[Start Records shown]

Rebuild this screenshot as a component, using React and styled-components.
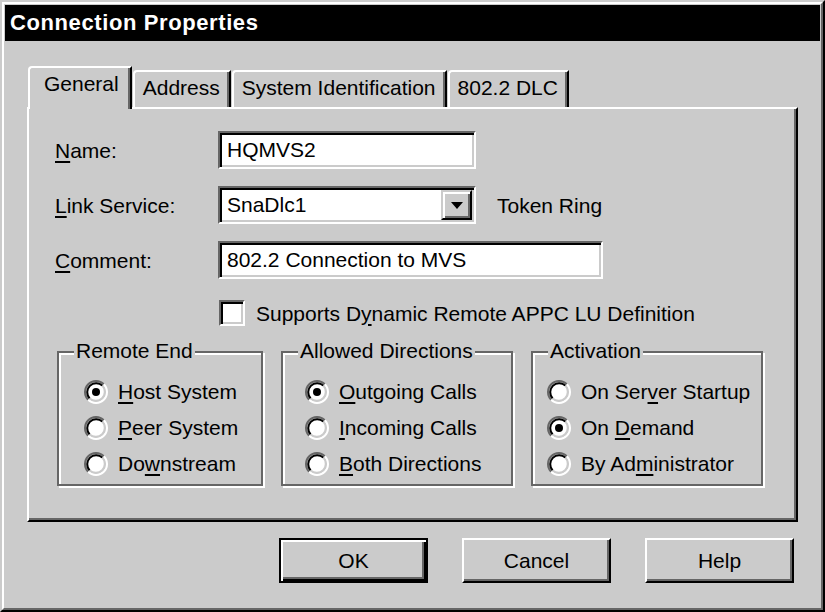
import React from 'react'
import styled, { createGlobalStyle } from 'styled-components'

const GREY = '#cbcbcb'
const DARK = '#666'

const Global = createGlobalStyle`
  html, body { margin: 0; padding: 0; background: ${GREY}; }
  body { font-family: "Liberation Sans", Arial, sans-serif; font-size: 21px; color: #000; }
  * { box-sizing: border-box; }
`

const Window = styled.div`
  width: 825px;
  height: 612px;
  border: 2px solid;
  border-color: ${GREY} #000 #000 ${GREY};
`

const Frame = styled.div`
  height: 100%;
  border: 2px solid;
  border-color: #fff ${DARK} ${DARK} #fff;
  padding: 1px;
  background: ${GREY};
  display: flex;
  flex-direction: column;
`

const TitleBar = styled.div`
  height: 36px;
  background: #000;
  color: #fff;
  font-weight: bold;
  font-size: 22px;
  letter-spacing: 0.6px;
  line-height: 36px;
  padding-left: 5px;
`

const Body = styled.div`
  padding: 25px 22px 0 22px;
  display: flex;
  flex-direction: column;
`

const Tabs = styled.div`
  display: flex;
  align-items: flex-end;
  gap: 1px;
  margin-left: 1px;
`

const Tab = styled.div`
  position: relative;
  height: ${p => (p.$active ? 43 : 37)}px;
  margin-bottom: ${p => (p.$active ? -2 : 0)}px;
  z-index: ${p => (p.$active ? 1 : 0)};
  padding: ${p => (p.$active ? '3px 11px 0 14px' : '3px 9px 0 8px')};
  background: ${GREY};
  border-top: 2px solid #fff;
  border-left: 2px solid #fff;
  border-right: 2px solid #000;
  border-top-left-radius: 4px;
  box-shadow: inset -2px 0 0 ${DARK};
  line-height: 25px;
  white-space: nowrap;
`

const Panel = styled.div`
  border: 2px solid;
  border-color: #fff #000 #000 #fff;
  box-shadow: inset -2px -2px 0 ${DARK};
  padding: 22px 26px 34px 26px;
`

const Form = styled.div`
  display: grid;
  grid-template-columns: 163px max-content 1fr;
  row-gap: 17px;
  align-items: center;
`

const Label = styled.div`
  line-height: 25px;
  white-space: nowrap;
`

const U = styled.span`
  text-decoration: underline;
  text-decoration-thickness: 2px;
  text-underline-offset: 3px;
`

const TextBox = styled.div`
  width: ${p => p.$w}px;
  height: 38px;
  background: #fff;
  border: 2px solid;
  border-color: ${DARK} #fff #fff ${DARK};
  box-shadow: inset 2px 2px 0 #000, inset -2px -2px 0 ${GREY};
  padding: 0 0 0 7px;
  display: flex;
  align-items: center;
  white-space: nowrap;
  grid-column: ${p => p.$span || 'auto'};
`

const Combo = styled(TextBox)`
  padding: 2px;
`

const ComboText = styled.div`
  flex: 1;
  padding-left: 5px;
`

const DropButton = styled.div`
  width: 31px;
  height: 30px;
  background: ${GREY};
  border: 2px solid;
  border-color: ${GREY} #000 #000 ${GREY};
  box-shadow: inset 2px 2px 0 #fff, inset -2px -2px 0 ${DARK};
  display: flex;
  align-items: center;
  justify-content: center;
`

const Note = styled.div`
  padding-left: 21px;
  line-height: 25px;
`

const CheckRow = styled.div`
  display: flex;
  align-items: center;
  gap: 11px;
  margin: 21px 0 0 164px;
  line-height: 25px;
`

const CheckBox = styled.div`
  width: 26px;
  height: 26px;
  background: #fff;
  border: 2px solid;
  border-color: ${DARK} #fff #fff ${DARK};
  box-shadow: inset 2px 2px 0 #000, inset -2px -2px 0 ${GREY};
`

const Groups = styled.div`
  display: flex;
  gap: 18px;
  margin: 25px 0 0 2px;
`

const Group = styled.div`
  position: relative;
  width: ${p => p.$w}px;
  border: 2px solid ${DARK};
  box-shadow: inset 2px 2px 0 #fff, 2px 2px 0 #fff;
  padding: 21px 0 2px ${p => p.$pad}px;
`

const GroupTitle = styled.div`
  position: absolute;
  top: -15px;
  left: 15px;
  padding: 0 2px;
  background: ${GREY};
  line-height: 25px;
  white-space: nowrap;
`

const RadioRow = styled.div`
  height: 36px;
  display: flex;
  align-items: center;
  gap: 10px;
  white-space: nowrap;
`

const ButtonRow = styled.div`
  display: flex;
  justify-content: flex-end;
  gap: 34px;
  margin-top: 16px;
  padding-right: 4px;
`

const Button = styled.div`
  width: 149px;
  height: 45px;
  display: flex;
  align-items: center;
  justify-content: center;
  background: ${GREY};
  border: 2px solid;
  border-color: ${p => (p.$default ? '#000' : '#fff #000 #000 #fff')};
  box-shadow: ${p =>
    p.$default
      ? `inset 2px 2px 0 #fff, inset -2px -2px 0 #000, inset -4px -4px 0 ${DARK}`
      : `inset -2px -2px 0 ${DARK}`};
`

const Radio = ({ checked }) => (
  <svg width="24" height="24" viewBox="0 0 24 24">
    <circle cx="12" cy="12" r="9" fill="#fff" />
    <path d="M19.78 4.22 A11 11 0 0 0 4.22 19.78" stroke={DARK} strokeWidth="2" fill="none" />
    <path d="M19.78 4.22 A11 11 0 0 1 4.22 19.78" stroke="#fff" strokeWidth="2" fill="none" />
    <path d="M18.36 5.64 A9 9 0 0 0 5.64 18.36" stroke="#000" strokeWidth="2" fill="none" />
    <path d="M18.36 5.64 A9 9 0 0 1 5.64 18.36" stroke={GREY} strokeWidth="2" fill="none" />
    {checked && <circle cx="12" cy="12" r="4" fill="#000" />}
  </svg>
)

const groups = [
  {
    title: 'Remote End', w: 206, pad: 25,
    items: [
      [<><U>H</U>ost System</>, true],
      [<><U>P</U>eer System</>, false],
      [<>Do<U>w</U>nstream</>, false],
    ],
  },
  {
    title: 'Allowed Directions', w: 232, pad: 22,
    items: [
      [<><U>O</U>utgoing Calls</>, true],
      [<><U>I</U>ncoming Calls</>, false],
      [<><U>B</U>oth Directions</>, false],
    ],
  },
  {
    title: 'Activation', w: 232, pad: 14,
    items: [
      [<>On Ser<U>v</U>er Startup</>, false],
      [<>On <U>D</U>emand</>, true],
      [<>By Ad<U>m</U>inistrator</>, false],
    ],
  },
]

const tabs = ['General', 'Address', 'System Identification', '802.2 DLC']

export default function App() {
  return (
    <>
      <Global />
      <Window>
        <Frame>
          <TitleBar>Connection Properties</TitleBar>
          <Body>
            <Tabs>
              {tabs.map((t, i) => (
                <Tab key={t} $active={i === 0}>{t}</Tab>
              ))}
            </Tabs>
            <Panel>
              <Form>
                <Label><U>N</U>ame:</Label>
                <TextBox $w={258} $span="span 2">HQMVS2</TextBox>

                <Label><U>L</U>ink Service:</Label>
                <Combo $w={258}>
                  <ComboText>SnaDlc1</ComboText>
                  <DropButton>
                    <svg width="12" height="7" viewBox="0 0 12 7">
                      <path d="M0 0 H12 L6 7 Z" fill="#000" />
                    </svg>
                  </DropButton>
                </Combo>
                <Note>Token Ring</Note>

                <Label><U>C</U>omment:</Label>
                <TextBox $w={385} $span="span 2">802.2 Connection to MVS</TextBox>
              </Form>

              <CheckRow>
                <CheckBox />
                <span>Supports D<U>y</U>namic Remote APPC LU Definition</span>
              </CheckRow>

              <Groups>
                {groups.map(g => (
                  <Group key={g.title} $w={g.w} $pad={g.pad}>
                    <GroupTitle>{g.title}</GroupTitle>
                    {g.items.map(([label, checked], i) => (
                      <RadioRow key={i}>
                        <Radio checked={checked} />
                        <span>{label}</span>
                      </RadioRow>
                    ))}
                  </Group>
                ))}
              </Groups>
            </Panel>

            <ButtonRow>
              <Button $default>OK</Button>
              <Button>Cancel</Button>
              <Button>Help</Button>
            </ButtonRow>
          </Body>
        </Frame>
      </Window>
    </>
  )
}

[End Records shown]
[Start Records shown]

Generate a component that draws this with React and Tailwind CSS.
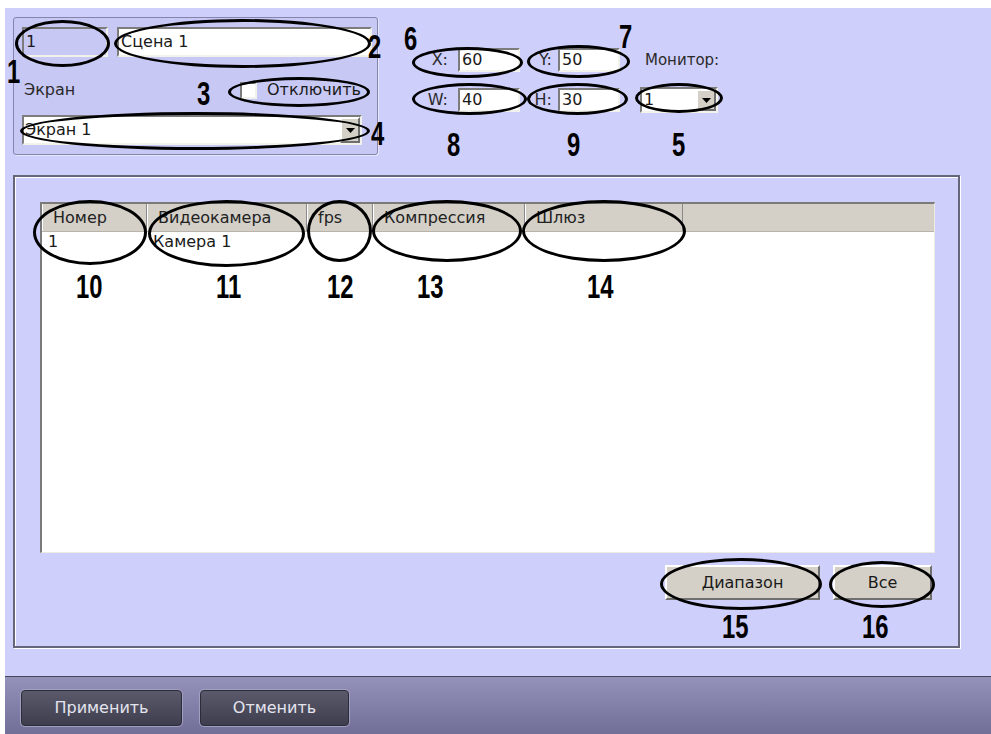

[End Records shown]

### [Directions for this task]
Transcribe exactly the lines between the one containing "Rebuild this screenshot" and the one containing "const DARK = '#666'", counting both ends. Pictures are not copied.

### [Task answer]
Rebuild this screenshot as a component, using React and styled-components.
import React from 'react'
import styled, { createGlobalStyle } from 'styled-components'

const GREY = '#cbcbcb'
const DARK = '#666'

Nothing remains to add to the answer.